PROBLEM
Which lines below hold the word "index"? Report each one.

Begin DATA RECORDS

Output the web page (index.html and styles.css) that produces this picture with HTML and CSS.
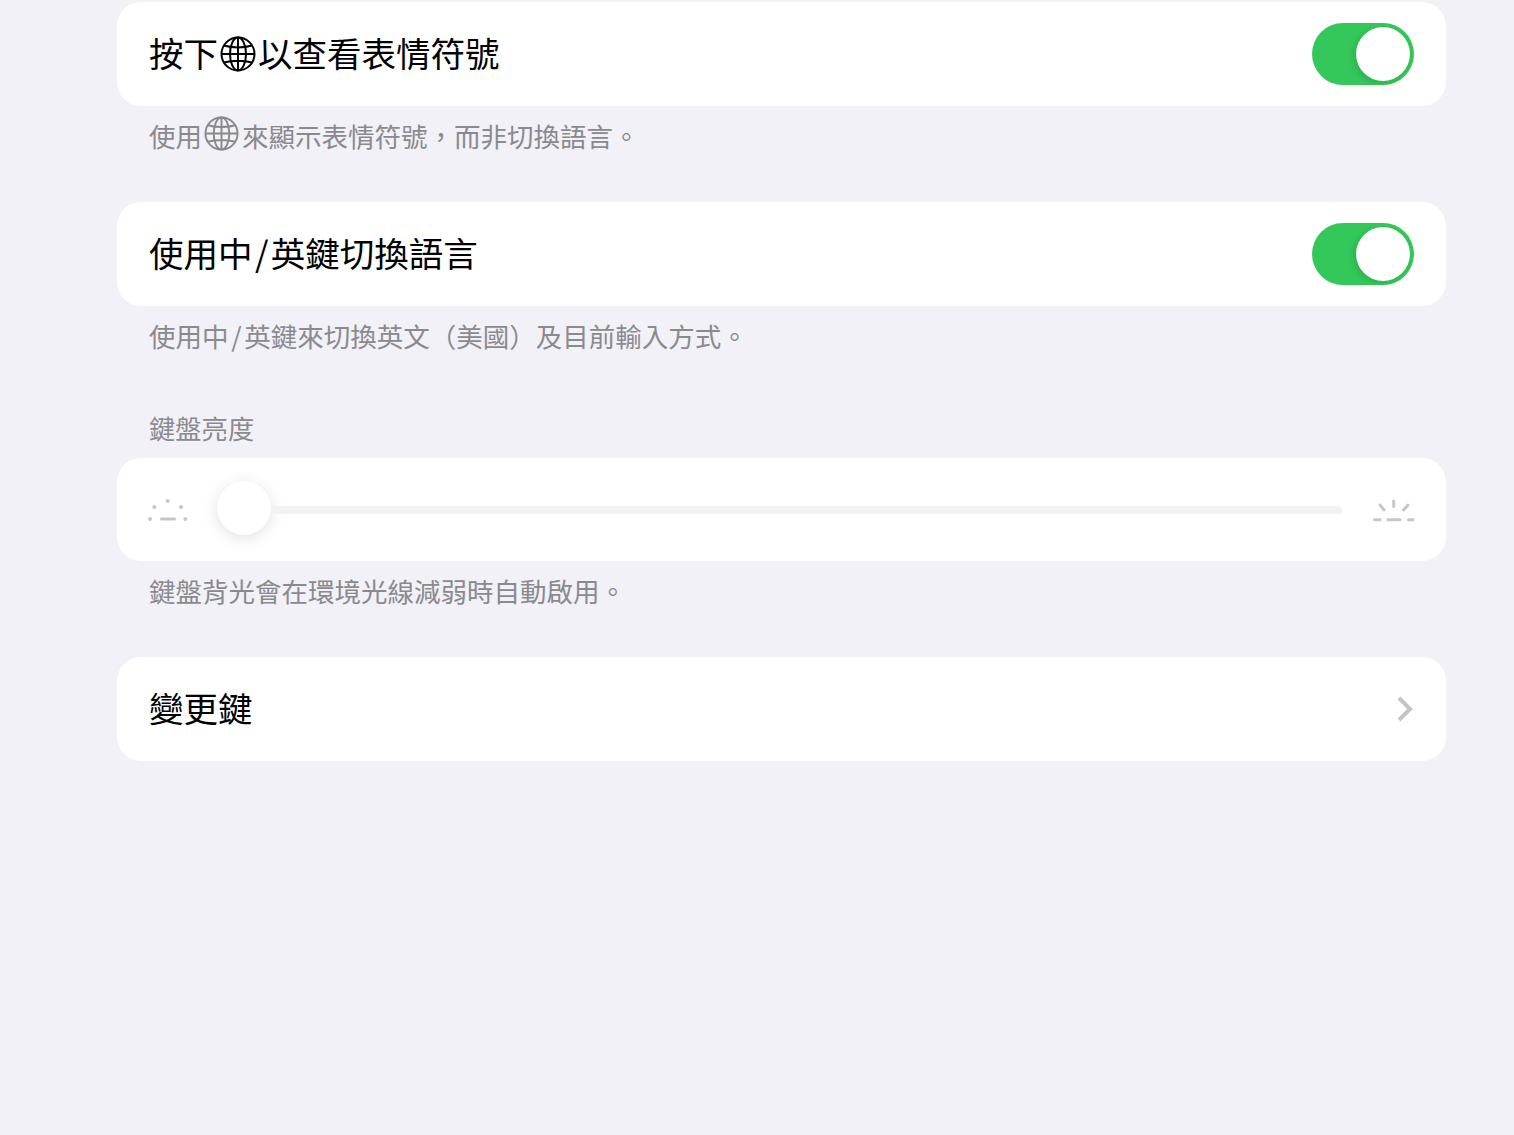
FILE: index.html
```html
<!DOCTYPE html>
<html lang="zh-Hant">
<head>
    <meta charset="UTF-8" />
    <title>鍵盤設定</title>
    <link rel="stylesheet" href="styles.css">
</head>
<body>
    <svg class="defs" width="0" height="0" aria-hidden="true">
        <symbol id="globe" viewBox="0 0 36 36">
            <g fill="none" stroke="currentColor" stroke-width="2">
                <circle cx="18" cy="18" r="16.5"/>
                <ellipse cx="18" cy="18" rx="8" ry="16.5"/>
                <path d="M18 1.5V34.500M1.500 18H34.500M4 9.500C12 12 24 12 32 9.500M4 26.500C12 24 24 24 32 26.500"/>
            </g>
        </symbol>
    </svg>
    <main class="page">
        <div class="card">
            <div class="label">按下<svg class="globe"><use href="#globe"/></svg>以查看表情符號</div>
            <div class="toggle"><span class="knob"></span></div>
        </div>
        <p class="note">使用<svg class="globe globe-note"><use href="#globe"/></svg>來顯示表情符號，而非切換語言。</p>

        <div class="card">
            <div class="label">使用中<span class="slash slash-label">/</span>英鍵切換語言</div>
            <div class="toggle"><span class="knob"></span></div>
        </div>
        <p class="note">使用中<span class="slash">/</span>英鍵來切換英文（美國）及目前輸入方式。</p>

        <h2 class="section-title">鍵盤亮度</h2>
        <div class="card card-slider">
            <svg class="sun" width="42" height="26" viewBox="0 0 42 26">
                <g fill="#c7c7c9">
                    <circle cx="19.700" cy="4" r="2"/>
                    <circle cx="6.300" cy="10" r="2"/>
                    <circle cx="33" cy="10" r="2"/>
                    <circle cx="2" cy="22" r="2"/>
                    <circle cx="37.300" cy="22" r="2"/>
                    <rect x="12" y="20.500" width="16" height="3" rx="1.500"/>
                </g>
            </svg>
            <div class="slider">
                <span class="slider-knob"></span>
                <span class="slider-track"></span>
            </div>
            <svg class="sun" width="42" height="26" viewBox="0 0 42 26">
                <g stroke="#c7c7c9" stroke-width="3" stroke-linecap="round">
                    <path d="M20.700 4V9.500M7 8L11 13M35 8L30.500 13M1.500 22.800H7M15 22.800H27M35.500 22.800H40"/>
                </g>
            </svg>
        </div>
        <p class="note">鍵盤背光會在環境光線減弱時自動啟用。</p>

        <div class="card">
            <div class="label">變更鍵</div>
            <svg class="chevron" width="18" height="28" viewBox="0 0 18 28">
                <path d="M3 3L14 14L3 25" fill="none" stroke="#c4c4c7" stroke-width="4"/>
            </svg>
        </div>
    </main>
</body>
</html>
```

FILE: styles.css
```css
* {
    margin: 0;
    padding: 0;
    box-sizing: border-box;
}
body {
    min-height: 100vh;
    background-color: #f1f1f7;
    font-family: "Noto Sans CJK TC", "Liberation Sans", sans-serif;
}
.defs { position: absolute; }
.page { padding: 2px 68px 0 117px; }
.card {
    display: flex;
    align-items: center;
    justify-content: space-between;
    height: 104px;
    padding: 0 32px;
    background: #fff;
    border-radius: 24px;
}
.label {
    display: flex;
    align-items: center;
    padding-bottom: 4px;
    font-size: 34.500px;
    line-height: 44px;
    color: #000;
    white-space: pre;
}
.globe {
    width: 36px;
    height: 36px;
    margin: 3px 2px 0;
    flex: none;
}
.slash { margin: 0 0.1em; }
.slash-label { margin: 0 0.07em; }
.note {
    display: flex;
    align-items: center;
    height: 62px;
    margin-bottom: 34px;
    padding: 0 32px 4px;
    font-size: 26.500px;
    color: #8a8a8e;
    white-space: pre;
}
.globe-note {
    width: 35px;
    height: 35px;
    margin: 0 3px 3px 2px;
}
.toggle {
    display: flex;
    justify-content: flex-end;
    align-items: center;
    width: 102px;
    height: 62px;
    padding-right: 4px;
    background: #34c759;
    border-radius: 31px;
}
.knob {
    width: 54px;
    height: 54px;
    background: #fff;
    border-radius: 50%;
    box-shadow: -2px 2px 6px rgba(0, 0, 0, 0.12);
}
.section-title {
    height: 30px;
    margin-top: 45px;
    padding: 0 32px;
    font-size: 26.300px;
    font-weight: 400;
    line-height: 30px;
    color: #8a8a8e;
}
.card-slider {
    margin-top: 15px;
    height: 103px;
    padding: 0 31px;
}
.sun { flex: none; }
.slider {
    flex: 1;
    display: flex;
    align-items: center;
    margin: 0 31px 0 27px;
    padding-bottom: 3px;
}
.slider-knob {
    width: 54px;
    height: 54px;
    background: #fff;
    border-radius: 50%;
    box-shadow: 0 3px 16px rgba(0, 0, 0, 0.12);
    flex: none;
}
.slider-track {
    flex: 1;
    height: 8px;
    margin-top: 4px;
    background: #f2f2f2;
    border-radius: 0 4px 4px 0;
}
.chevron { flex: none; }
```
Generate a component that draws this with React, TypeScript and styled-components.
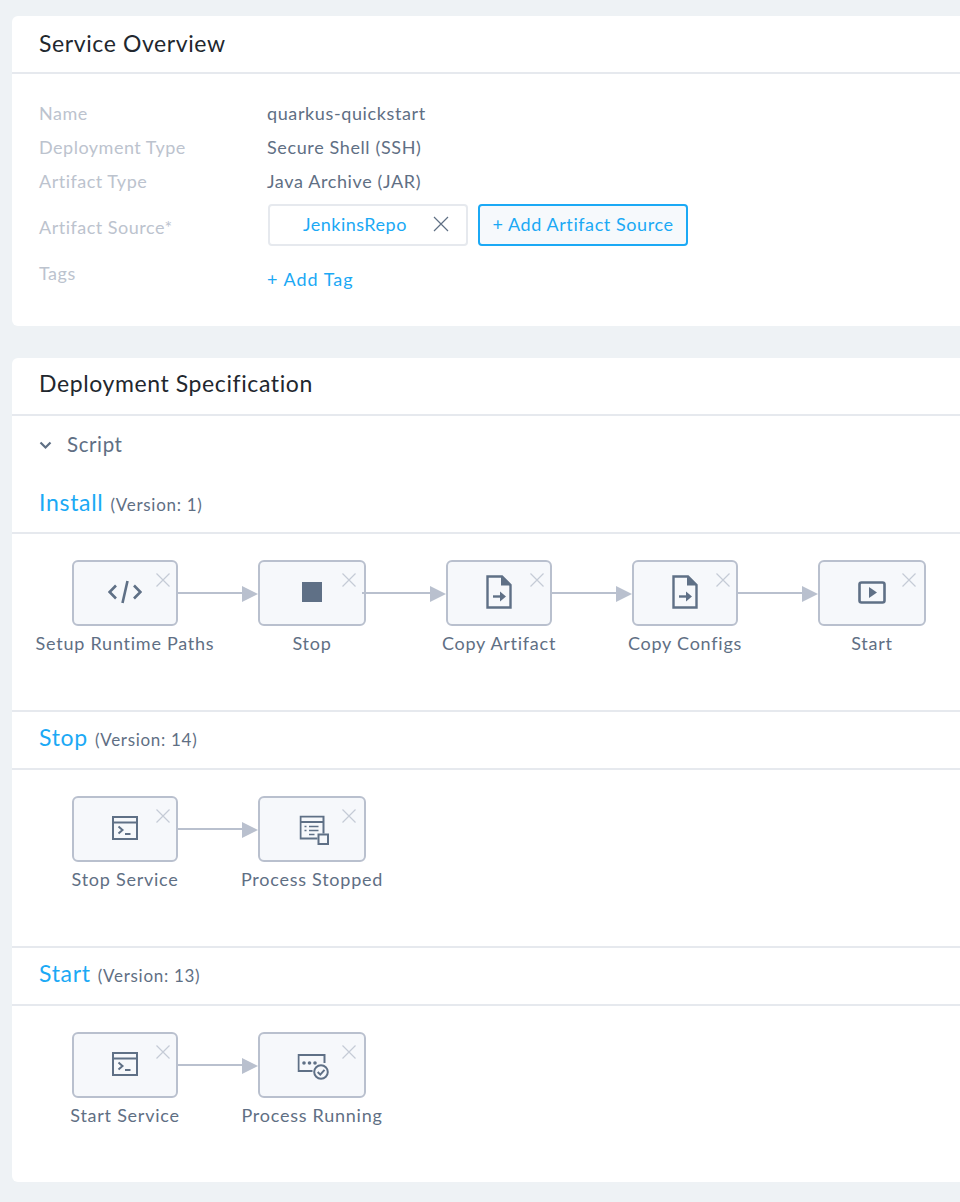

End DATA RECORDS

COMPLETE OUTPUT
Output the web page (index.html and styles.css) that produces this picture with HTML and CSS.
FILE: index.html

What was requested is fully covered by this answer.